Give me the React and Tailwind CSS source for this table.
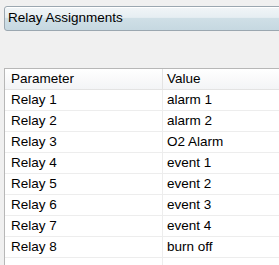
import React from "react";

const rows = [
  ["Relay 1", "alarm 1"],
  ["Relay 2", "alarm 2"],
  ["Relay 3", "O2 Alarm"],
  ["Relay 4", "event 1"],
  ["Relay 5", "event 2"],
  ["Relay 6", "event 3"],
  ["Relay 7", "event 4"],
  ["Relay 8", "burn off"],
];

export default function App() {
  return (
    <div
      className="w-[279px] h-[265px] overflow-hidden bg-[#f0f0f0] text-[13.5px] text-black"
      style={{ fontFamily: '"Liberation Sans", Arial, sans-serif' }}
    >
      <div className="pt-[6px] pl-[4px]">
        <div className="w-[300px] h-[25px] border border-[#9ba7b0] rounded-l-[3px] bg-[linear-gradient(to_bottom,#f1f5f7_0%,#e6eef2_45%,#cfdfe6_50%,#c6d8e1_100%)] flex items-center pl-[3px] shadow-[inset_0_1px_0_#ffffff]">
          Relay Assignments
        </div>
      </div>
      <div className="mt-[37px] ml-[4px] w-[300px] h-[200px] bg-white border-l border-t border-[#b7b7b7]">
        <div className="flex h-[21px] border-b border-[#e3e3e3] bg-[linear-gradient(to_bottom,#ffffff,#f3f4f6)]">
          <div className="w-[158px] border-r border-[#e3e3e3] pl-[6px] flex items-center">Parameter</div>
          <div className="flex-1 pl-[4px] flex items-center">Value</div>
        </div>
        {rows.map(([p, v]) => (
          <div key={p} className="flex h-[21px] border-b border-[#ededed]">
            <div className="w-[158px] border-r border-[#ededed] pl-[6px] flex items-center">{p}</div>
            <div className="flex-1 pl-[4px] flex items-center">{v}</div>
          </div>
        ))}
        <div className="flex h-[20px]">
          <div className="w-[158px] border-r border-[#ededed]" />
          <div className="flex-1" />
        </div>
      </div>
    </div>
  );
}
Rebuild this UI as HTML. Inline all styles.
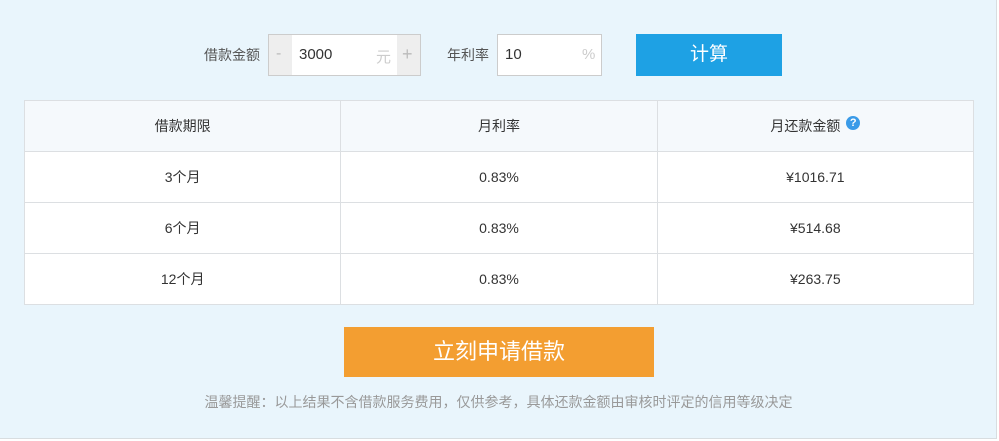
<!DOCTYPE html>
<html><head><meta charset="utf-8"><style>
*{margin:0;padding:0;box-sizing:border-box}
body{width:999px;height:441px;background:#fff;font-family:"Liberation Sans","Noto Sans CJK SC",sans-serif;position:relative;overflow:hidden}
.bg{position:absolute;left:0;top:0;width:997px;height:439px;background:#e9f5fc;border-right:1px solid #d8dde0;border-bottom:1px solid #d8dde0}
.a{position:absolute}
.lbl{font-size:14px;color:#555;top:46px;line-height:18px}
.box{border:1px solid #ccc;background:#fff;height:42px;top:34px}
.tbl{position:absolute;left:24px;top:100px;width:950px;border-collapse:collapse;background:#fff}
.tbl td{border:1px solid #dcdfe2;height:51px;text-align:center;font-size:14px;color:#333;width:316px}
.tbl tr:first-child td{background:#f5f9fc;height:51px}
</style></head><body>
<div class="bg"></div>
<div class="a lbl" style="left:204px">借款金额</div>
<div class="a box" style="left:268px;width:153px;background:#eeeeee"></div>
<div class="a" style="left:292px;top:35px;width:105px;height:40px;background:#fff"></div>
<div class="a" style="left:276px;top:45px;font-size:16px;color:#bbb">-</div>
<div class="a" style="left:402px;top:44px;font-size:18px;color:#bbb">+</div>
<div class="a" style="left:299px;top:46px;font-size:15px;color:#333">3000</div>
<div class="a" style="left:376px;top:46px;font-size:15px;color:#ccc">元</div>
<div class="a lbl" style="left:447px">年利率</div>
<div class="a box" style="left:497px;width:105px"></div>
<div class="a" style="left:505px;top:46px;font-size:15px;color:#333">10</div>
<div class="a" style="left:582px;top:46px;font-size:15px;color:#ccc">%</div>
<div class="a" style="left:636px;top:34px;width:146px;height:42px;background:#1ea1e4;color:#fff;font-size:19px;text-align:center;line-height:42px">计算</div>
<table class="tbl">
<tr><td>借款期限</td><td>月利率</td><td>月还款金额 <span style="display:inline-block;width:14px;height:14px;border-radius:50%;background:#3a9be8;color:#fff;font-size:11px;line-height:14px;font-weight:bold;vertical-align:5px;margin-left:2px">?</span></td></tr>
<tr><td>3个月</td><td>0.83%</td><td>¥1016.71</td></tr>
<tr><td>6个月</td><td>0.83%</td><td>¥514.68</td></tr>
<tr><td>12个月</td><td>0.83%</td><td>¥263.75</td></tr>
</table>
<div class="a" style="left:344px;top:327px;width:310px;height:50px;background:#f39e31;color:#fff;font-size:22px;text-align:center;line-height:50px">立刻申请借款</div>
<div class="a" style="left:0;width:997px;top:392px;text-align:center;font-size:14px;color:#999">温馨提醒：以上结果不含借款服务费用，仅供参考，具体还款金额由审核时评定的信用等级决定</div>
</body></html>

* Given problem
Images should not appear in the copy; retype the listing above exactly.

* Solution for this task
Give me the React and Tailwind CSS source for this table.
import React from "react";

const rows = [
  ["Relay 1", "alarm 1"],
  ["Relay 2", "alarm 2"],
  ["Relay 3", "O2 Alarm"],
  ["Relay 4", "event 1"],
  ["Relay 5", "event 2"],
  ["Relay 6", "event 3"],
  ["Relay 7", "event 4"],
  ["Relay 8", "burn off"],
];

export default function App() {
  return (
    <div
      className="w-[279px] h-[265px] overflow-hidden bg-[#f0f0f0] text-[13.5px] text-black"
      style={{ fontFamily: '"Liberation Sans", Arial, sans-serif' }}
    >
      <div className="pt-[6px] pl-[4px]">
        <div className="w-[300px] h-[25px] border border-[#9ba7b0] rounded-l-[3px] bg-[linear-gradient(to_bottom,#f1f5f7_0%,#e6eef2_45%,#cfdfe6_50%,#c6d8e1_100%)] flex items-center pl-[3px] shadow-[inset_0_1px_0_#ffffff]">
          Relay Assignments
        </div>
      </div>
      <div className="mt-[37px] ml-[4px] w-[300px] h-[200px] bg-white border-l border-t border-[#b7b7b7]">
        <div className="flex h-[21px] border-b border-[#e3e3e3] bg-[linear-gradient(to_bottom,#ffffff,#f3f4f6)]">
          <div className="w-[158px] border-r border-[#e3e3e3] pl-[6px] flex items-center">Parameter</div>
          <div className="flex-1 pl-[4px] flex items-center">Value</div>
        </div>
        {rows.map(([p, v]) => (
          <div key={p} className="flex h-[21px] border-b border-[#ededed]">
            <div className="w-[158px] border-r border-[#ededed] pl-[6px] flex items-center">{p}</div>
            <div className="flex-1 pl-[4px] flex items-center">{v}</div>
          </div>
        ))}
        <div className="flex h-[20px]">
          <div className="w-[158px] border-r border-[#ededed]" />
          <div className="flex-1" />
        </div>
      </div>
    </div>
  );
}
Rebuild this UI as HTML. Inline all styles.
<!DOCTYPE html>
<html><head><meta charset="utf-8"><style>
*{margin:0;padding:0;box-sizing:border-box}
body{width:999px;height:441px;background:#fff;font-family:"Liberation Sans","Noto Sans CJK SC",sans-serif;position:relative;overflow:hidden}
.bg{position:absolute;left:0;top:0;width:997px;height:439px;background:#e9f5fc;border-right:1px solid #d8dde0;border-bottom:1px solid #d8dde0}
.a{position:absolute}
.lbl{font-size:14px;color:#555;top:46px;line-height:18px}
.box{border:1px solid #ccc;background:#fff;height:42px;top:34px}
.tbl{position:absolute;left:24px;top:100px;width:950px;border-collapse:collapse;background:#fff}
.tbl td{border:1px solid #dcdfe2;height:51px;text-align:center;font-size:14px;color:#333;width:316px}
.tbl tr:first-child td{background:#f5f9fc;height:51px}
</style></head><body>
<div class="bg"></div>
<div class="a lbl" style="left:204px">借款金额</div>
<div class="a box" style="left:268px;width:153px;background:#eeeeee"></div>
<div class="a" style="left:292px;top:35px;width:105px;height:40px;background:#fff"></div>
<div class="a" style="left:276px;top:45px;font-size:16px;color:#bbb">-</div>
<div class="a" style="left:402px;top:44px;font-size:18px;color:#bbb">+</div>
<div class="a" style="left:299px;top:46px;font-size:15px;color:#333">3000</div>
<div class="a" style="left:376px;top:46px;font-size:15px;color:#ccc">元</div>
<div class="a lbl" style="left:447px">年利率</div>
<div class="a box" style="left:497px;width:105px"></div>
<div class="a" style="left:505px;top:46px;font-size:15px;color:#333">10</div>
<div class="a" style="left:582px;top:46px;font-size:15px;color:#ccc">%</div>
<div class="a" style="left:636px;top:34px;width:146px;height:42px;background:#1ea1e4;color:#fff;font-size:19px;text-align:center;line-height:42px">计算</div>
<table class="tbl">
<tr><td>借款期限</td><td>月利率</td><td>月还款金额 <span style="display:inline-block;width:14px;height:14px;border-radius:50%;background:#3a9be8;color:#fff;font-size:11px;line-height:14px;font-weight:bold;vertical-align:5px;margin-left:2px">?</span></td></tr>
<tr><td>3个月</td><td>0.83%</td><td>¥1016.71</td></tr>
<tr><td>6个月</td><td>0.83%</td><td>¥514.68</td></tr>
<tr><td>12个月</td><td>0.83%</td><td>¥263.75</td></tr>
</table>
<div class="a" style="left:344px;top:327px;width:310px;height:50px;background:#f39e31;color:#fff;font-size:22px;text-align:center;line-height:50px">立刻申请借款</div>
<div class="a" style="left:0;width:997px;top:392px;text-align:center;font-size:14px;color:#999">温馨提醒：以上结果不含借款服务费用，仅供参考，具体还款金额由审核时评定的信用等级决定</div>
</body></html>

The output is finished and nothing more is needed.